In the long term, I hope all Democrats can learn from the fiasco that centralized rule changes sometimes lead to unexpected results.

I haven’t seen a screenshot of the villainous app in question. It’s easy to guess at least in part what happened: a UIUX failure. Beyond simple usability issues how many second order ones popped up? The party changed a rule – this year caucus-goers can’t switch candidates after a first choice if that one is “viable” (for delegates). This gets coded in the software. A bazillion county officials don’t know or don’t care that a rule has changed, the software throws back an error…and you’re instantly onto customer support.
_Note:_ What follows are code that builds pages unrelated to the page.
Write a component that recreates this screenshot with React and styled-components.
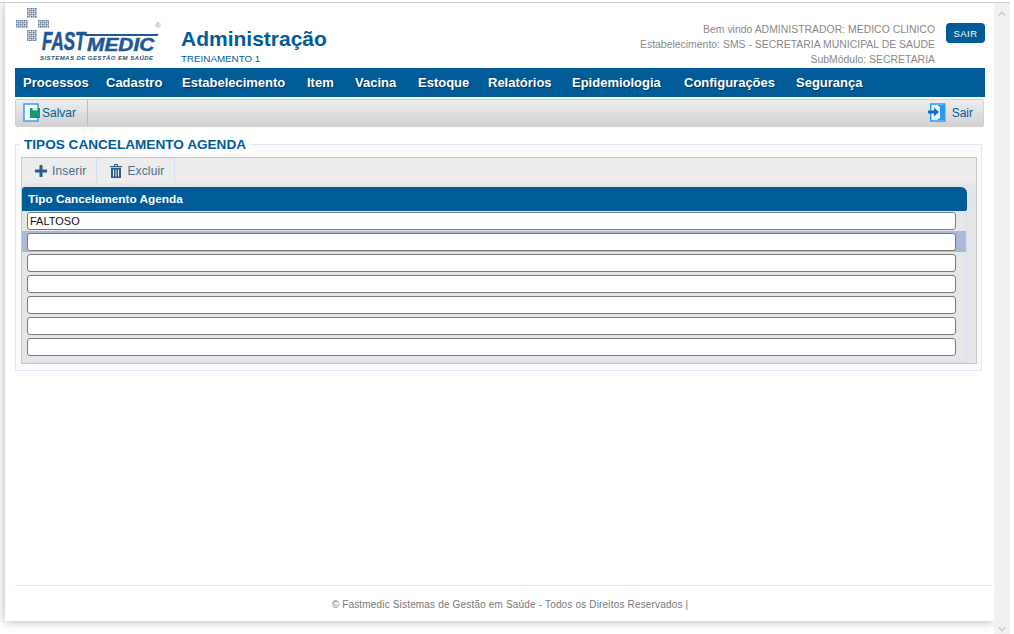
import React from "react";
import styled, { createGlobalStyle } from "styled-components";

const MENU = [
  { label: "Processos", width: 83 },
  { label: "Cadastro", width: 76 },
  { label: "Estabelecimento", width: 125 },
  { label: "Item", width: 48 },
  { label: "Vacina", width: 63 },
  { label: "Estoque", width: 70 },
  { label: "Relatórios", width: 84 },
  { label: "Epidemiologia", width: 112 },
  { label: "Configurações", width: 112 },
  { label: "Segurança", width: 87 },
];
const ROWS = ["FALTOSO", "", "", "", "", "", ""];

const GlobalStyle = createGlobalStyle`
  html, body { margin: 0; padding: 0; height: 100%; background: #fff; overflow: hidden; }
  body { font-family: "Liberation Sans", Arial, sans-serif; }
  * { box-sizing: border-box; }
`;

function LogoCross() {
  const block = (x, y, w, h) => {
    const dots = [];
    for (let i = 0; i < h; i += 2) {
      for (let j = 0; j < w; j += 2) {
        dots.push(<rect key={`${x}-${y}-${i}-${j}`} x={x + j} y={y + i} width="1.6" height="1.6" fill={(i + j) % 4 === 0 ? "#5f748e" : "#8c9cb2"} />);
      }
    }
    return dots;
  };
  return (
    <svg width="34" height="33" viewBox="0 0 34 33">
      {block(12, 0, 10, 10)}
      {block(1, 12, 11, 8)}
      {block(23, 12, 11, 8)}
      {block(12, 22, 10, 11)}
    </svg>
  );
}

function SaveIcon() {
  return (
    <svg width="18" height="20" viewBox="0 0 18 20">
      <path d="M1 1h14v17H1z" fill="#fff" stroke="#3d9ff0" strokeWidth="1.6" />
      <path d="M7 5h10v10H7z" fill="#129a77" />
      <path d="M9.500 5h5v2.500h-5z" fill="#c9efe2" />
    </svg>
  );
}

function ExitIcon() {
  return (
    <svg width="18" height="20" viewBox="0 0 18 20">
      <path d="M2.700 1h14v17h-14z" fill="#eaf5ff" stroke="#2c9af0" strokeWidth="1.500" />
      <path d="M9 2l7 0v15l-7 0 3-2V4z" fill="#2c9af0" />
      <path d="M0 7.500h6V4.500l5 4.500-5 4.500v-3H0z" fill="#176fbe" />
    </svg>
  );
}

function PlusIcon() {
  return (
    <svg width="12" height="12" viewBox="0 0 12 12">
      <path d="M4.500 0h3v4.500H12v3H7.500V12h-3V7.500H0v-3h4.500z" fill="#2d5c88" />
    </svg>
  );
}

function TrashIcon() {
  return (
    <svg width="12" height="14" viewBox="0 0 12 14">
      <path d="M0 2h12v1.300H0zM4 0h4v2H7V1H5v1H4z" fill="#2d5c88" />
      <path d="M1 4h10v10H1zM3 5.500v7h1v-7zM5.500 5.500v7h1v-7zM8 5.500v7h1v-7z" fill="#2d5c88" fillRule="evenodd" />
    </svg>
  );
}

function App() {
  return (
    <Page>
      <GlobalStyle />
      <Frame>
        <Sheet>
          <Header>
            <Logo>
              <CrossSlot>
                <LogoCross />
              </CrossSlot>
              <Registered>®</Registered>
              <Stripe />
              <LogoFast>FAST</LogoFast>
              <LogoMedic>MEDIC</LogoMedic>
              <LogoTag>SISTEMAS DE GESTÃO EM SAÚDE</LogoTag>
            </Logo>
            <TitleBlock>
              <Title>Administração</Title>
              <Subtitle>TREINAMENTO 1</Subtitle>
            </TitleBlock>
            <UserInfo>
              <span>Bem vindo ADMINISTRADOR: MEDICO CLINICO</span>
              <span>Estabelecimento: SMS - SECRETARIA MUNICIPAL DE SAUDE</span>
              <span>SubMódulo: SECRETARIA</span>
            </UserInfo>
            <LogoutButton>SAIR</LogoutButton>
          </Header>
          <Nav>
            {MENU.map((item) => (
              <NavItem key={item.label} $width={item.width}>
                {item.label}
              </NavItem>
            ))}
          </Nav>
          <ActionBar>
            <SaveButton>
              <SaveIcon />
              Salvar
            </SaveButton>
            <ExitButton>
              <ExitIcon />
              Sair
            </ExitButton>
          </ActionBar>
          <Group>
            <Legend>TIPOS CANCELAMENTO AGENDA</Legend>
            <GridBox>
              <GridToolbar>
                <GridAction>
                  <PlusIcon />
                  Inserir
                </GridAction>
                <GridAction>
                  <TrashIcon />
                  Excluir
                </GridAction>
              </GridToolbar>
              <GridHead>Tipo Cancelamento Agenda</GridHead>
              <GridBody>
                {ROWS.map((value, i) => (
                  <GridRow key={i} $selected={i === 1}>
                    <CellInput defaultValue={value} />
                  </GridRow>
                ))}
              </GridBody>
            </GridBox>
          </Group>
          <Footer>© Fastmedic Sistemas de Gestão em Saúde - Todos os Direitos Reservados |</Footer>
        </Sheet>
        <Scrollbar>
          <ScrollArrow viewBox="0 0 10 6">
            <path d="M1 5l4-4 4 4" />
          </ScrollArrow>
          <ScrollArrow viewBox="0 0 10 6">
            <path d="M1 1l4 4 4-4" />
          </ScrollArrow>
        </Scrollbar>
      </Frame>
    </Page>
  );
}

const Page = styled.div`
  width: 1014px;
  height: 634px;
  padding: 2px 4px 0 0;
  background: #fff;
  overflow: hidden;
`;
const Frame = styled.div`
  height: 632px;
  display: flex;
  align-items: flex-start;
  justify-content: space-between;
  padding-left: 5px;
  border-top: 1px solid #cdcdcd;
  overflow: hidden;
`;
const Sheet = styled.div`
  width: 989px;
  height: 618px;
  flex-shrink: 0;
  padding-left: 10px;
  background: #fff;
  box-shadow: 0 0 10px rgba(0, 0, 0, 0.32);
  display: flex;
  flex-direction: column;
`;
const Header = styled.header`
  height: 65px;
  width: 970px;
  display: flex;
  align-items: flex-start;
  flex-shrink: 0;
`;
const Logo = styled.div`
  position: relative;
  width: 146px;
  height: 65px;
  flex-shrink: 0;
`;
const CrossSlot = styled.div`
  position: absolute;
  left: 0;
  top: 5px;
  line-height: 0;
`;
const Registered = styled.span`
  position: absolute;
  right: 0;
  top: 18px;
  font-size: 8px;
  color: #8a97a8;
`;
const Stripe = styled.div`
  position: absolute;
  left: 70px;
  right: 3px;
  top: 31px;
  height: 2px;
  background: #1f5896;
  transform: skewX(-20deg);
`;
const LogoFast = styled.span`
  position: absolute;
  left: 27px;
  top: 26px;
  font-size: 25px;
  line-height: 25px;
  font-weight: 700;
  font-style: italic;
  color: #1f5896;
  white-space: nowrap;
  -webkit-text-stroke: 0.6px #1f5896;
  transform: scaleX(0.68);
  transform-origin: left center;
`;
const LogoMedic = styled.span`
  position: absolute;
  left: 72px;
  top: 33px;
  font-size: 18px;
  line-height: 18px;
  font-weight: 700;
  font-style: italic;
  color: #1f5896;
  white-space: nowrap;
  -webkit-text-stroke: 0.5px #1f5896;
  transform: scaleX(1.16);
  transform-origin: left center;
`;
const LogoTag = styled.span`
  position: absolute;
  left: 25px;
  top: 52px;
  font-size: 6px;
  line-height: 7px;
  font-weight: 700;
  font-style: italic;
  letter-spacing: 0.46px;
  color: #33506e;
  white-space: nowrap;
`;
const TitleBlock = styled.div`
  margin-left: 20px;
  padding-top: 24px;
  display: flex;
  flex-direction: column;
`;
const Title = styled.h1`
  margin: 0;
  font-size: 21px;
  line-height: 24px;
  font-weight: 700;
  color: #005c99;
`;
const Subtitle = styled.div`
  margin-top: 1px;
  font-size: 9.8px;
  line-height: 14px;
  color: #005c99;
`;
const UserInfo = styled.div`
  margin-left: auto;
  padding-top: 19px;
  display: flex;
  flex-direction: column;
  align-items: flex-end;
  font-size: 10.45px;
  line-height: 15px;
  color: #888;
`;
const LogoutButton = styled.button`
  margin: 20px 0 0 11px;
  width: 39px;
  height: 20px;
  padding: 0;
  border: 0;
  border-radius: 4px;
  background: #005c99;
  color: #fff;
  font-family: inherit;
  font-size: 9.5px;
  letter-spacing: 0.5px;
`;
const Nav = styled.nav`
  width: 970px;
  height: 29px;
  flex-shrink: 0;
  display: flex;
  align-items: center;
  padding-left: 8px;
  background: #005c99;
`;
const NavItem = styled.a`
  flex: 0 0 ${(p) => p.$width}px;
  font-size: 13px;
  font-weight: 700;
  color: #fff;
  text-shadow: 1px 1px 1px #00365a;
  white-space: nowrap;
`;
const ActionBar = styled.div`
  margin-top: 2px;
  width: 969px;
  height: 28px;
  flex-shrink: 0;
  display: flex;
  justify-content: space-between;
  background: linear-gradient(to bottom, #ededed, #d2d2d2);
  border: 1px solid #d0d0d0;
  border-radius: 2px;
`;
const ToolButton = styled.button`
  height: 100%;
  display: flex;
  align-items: center;
  padding: 0;
  border: 0;
  background: none;
  font-family: inherit;
  font-size: 12px;
  color: #005c99;
`;
const SaveButton = styled(ToolButton)`
  width: 72px;
  padding-left: 7px;
  gap: 1px;
  border-right: 1px solid #bdbdbd;
`;
const ExitButton = styled(ToolButton)`
  padding-right: 10px;
  gap: 6px;
`;
const Group = styled.section`
  position: relative;
  margin-top: 17px;
  width: 967px;
  height: 227px;
  flex-shrink: 0;
  padding: 12px 5px 0 5px;
  background: #fafafa;
  border: 1px solid #e0e8f8;
`;
const Legend = styled.h2`
  position: absolute;
  left: 4px;
  top: -8px;
  margin: 0;
  padding: 0 4px;
  background: #fff;
  font-size: 13.6px;
  line-height: 16px;
  font-weight: 700;
  color: #005c99;
`;
const GridBox = styled.div`
  width: 956px;
  height: 207px;
  background: #e6e6e6;
  border: 1px solid #c3c8d0;
  display: flex;
  flex-direction: column;
`;
const GridToolbar = styled.div`
  height: 26px;
  flex-shrink: 0;
  display: flex;
  background: #ececec;
  border-bottom: 1px solid #dfe7f7;
`;
const GridAction = styled.button`
  display: flex;
  align-items: center;
  gap: 5px;
  padding: 0 10px 0 13px;
  border: 0;
  border-right: 1px solid #d3def3;
  background: none;
  font-family: inherit;
  font-size: 12px;
  letter-spacing: 0.15px;
  color: #4a6d8f;
`;
const GridHead = styled.div`
  margin-top: 3px;
  width: 945px;
  height: 24px;
  flex-shrink: 0;
  display: flex;
  align-items: center;
  padding-left: 6px;
  background: #005c99;
  border-radius: 3px 6px 0 0;
  font-size: 11.8px;
  font-weight: 700;
  color: #fff;
`;
const GridBody = styled.div`
  width: 945px;
  flex: 1;
  margin-top: -1px;
  border-right: 1px solid #d3def3;
  border-bottom: 1px solid #d3def3;
`;
const GridRow = styled.div`
  height: 21px;
  display: flex;
  align-items: center;
  padding-left: 5px;
  background: ${(p) => (p.$selected ? "#a9b9d6" : "transparent")};
`;
const CellInput = styled.input`
  width: 929px;
  height: 18px;
  padding: 0 2px;
  border: 1px solid #7a7a7a;
  border-radius: 3px;
  background: #fff;
  font-family: inherit;
  font-size: 11px;
  color: #111;
  outline: none;
`;
const Footer = styled.footer`
  margin-top: auto;
  width: 978px;
  height: 36px;
  flex-shrink: 0;
  display: flex;
  align-items: flex-start;
  justify-content: center;
  padding: 13px 0 0 12px;
  border-top: 1px solid #e6e6e6;
  font-size: 10px;
  letter-spacing: 0.17px;
  color: #777;
`;
const Scrollbar = styled.div`
  position: relative;
  width: 16px;
  height: 100%;
  flex-shrink: 0;
  display: flex;
  flex-direction: column;
  justify-content: space-between;
  align-items: center;
  padding: 8px 0 2px;
  background: #f1f1f1;
`;
const ScrollArrow = styled.svg`
  width: 8px;
  height: 6px;
  fill: none;
  stroke: #cfcfcf;
  stroke-width: 2;
`;

export default App;
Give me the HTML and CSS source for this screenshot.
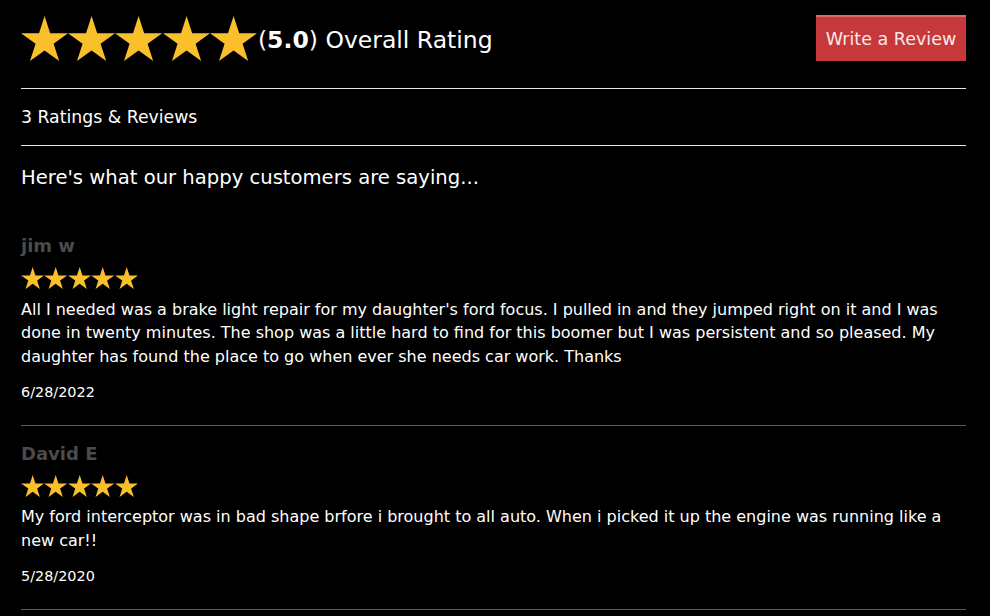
FILE: index.html
```html
<!DOCTYPE html>
<html lang="en">

<head>
    <meta charset="UTF-8">
    <meta name="viewport" content="width=device-width, initial-scale=1.0">
    <title>Reviews</title>
    <link rel="stylesheet" href="styles.css">
</head>

<body>
    <svg width="0" height="0" class="defs">
        <defs>
            <polygon id="star" points="50,0 61.8,36.3 100,36.3 69.1,58.8 80.9,95.1 50,72.7 19.1,95.1 30.9,58.8 0,36.3 38.2,36.3"></polygon>
        </defs>
    </svg>

    <div class="container">
        <header class="top">
            <div class="overall">
                <div class="stars big">
                    <svg viewBox="0 0 100 95"><use href="#star"></use></svg>
                    <svg viewBox="0 0 100 95"><use href="#star"></use></svg>
                    <svg viewBox="0 0 100 95"><use href="#star"></use></svg>
                    <svg viewBox="0 0 100 95"><use href="#star"></use></svg>
                    <svg viewBox="0 0 100 95"><use href="#star"></use></svg>
                </div>
                <h1>(<b>5.0</b>) Overall Rating</h1>
            </div>
            <button class="btn">Write a Review</button>
        </header>

        <div class="count">3 Ratings &amp; Reviews</div>

        <h2 class="intro">Here's what our happy customers are saying...</h2>

        <div class="review">
            <h3 class="name">jim w</h3>
            <div class="stars small">
                <svg viewBox="0 0 100 95"><use href="#star"></use></svg>
                <svg viewBox="0 0 100 95"><use href="#star"></use></svg>
                <svg viewBox="0 0 100 95"><use href="#star"></use></svg>
                <svg viewBox="0 0 100 95"><use href="#star"></use></svg>
                <svg viewBox="0 0 100 95"><use href="#star"></use></svg>
            </div>
            <p class="text">All I needed was a brake light repair for my daughter's ford focus. I pulled in and they jumped right on it and I was done in twenty minutes. The shop was a little hard to find for this boomer but I was persistent and so pleased. My daughter has found the place to go when ever she needs car work. Thanks</p>
            <p class="date">6/28/2022</p>
        </div>

        <div class="review">
            <h3 class="name">David E</h3>
            <div class="stars small">
                <svg viewBox="0 0 100 95"><use href="#star"></use></svg>
                <svg viewBox="0 0 100 95"><use href="#star"></use></svg>
                <svg viewBox="0 0 100 95"><use href="#star"></use></svg>
                <svg viewBox="0 0 100 95"><use href="#star"></use></svg>
                <svg viewBox="0 0 100 95"><use href="#star"></use></svg>
            </div>
            <p class="text">My ford interceptor was in bad shape brfore i brought to all auto. When i picked it up the engine was running like a new car!!</p>
            <p class="date">5/28/2020</p>
        </div>
    </div>

</body>

</html>
```

FILE: styles.css
```css
*,
::before,
::after {
    margin: 0;
    box-sizing: border-box;
}

body {
    font: 16px/1.45 "DejaVu Sans", sans-serif;
    background: #000;
    color: #fff;
}

.defs {
    position: absolute;
}

.container {
    padding: 15px 24px 0 21px;
}

.top {
    display: flex;
    justify-content: space-between;
    align-items: center;
    padding-bottom: 27px;
    border-bottom: 1px solid #e6e6e6;
}

.overall {
    display: flex;
    align-items: center;
}

.stars {
    display: flex;
}

.stars svg {
    fill: #f9c02c;
    display: block;
}

.stars.big svg {
    width: 47.2px;
    height: 45px;
}

.stars.small svg {
    width: 23.4px;
    height: 22px;
}

h1 {
    font-size: 23.5px;
    font-weight: 400;
    margin: 4px 0 0 1px;
}

h1 b {
    font-weight: 700;
}

.btn {
    font: 17.5px "DejaVu Sans", sans-serif;
    color: #f8e8e8;
    background: #c6383a;
    border: 0;
    border-top: 2px solid #d86b6c;
    width: 150px;
    height: 46px;
    cursor: pointer;
}

.count {
    font-size: 17.3px;
    line-height: 25px;
    padding: 16px 0 15px;
    border-bottom: 1px solid #e6e6e6;
}

.intro {
    font-size: 19.6px;
    font-weight: 400;
    line-height: 28.4px;
    padding: 18px 0 41px;
}

.review {
    padding-bottom: 22.5px;
    border-bottom: 1px solid #5a5a5a;
}

.review + .review {
    padding-top: 15px;
}

.name {
    font-size: 18px;
    font-weight: 700;
    color: #4b4b4b;
    line-height: 22.75px;
    padding-top: 2px;
}

.stars.small {
    margin: 9px 0 8.5px;
}

.text {
    max-width: 932px;
    line-height: 23.5px;
}

.date {
    font-size: 14.4px;
    margin-top: 12.5px;
    line-height: 22px;
}
```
They didn’t write an adequate test suite first. The Russians weren’t hacking the system, local party tabulators were (unintentionally). Complexity itself, with or without software, is always going to make things harder. Here’s a case (Marion precinct 5) where the officials are actively wrong in the administration of the rules. What is software supposed to do?

And so the ethanol subsidy dies, not with a bang but a whimper. That’s the biggest loser of the night.

When the impeachment proceedings started I thought Biden would be really hurt – his is the generic, mild and pervasive corruption Washington has done for years. I’ll take that over the rapacious, deep, deliberate corruption of Trump. Still, he was the vice freaking president of the last administration. There are enormous advantages in name recognition as well as favors rolled up for eight years. Polling suggested it wasn’t taking an effect, maybe Dems were rallying to him because instead of in spite of the Impeachment proceedings.

But fourth place is no place to finish. The latest institutional-inevitable candidate of a major party, Jeb Bush, finished in sixth place in Iowa, and Biden had more riding on his performance. Bernie wins New Hampshire and Nevada, and all the other subthreads are closed. The Warren support will slowly drain away to the ur-socialist instead of the more come lately one. So it’s Bernie versus…

Buttigieg? That seems hard to see happen when there is another mayor in the race that governed effectively a city almost 90x the size (8.6m v. 100k for New York City versus South Bend).

Klobuchar? I think as a whole package the strongest candidate but appears to be on track to oblivion absent a decisive finish in Iowa. Too little too late. A widely-agreeable pick for VP.

Someone new? Rumors of Kerry jumping in the race were quickly denied, and it’s simply too late in light of the 80 (?) billion gorilla lurking, Bloomberg.

The matchup of Bernie versus Billionaire is too much to have scripted. Absent an Obama endorsement of someone, this seems pretty locked in. Will be an interesting match and he could be an excellent president.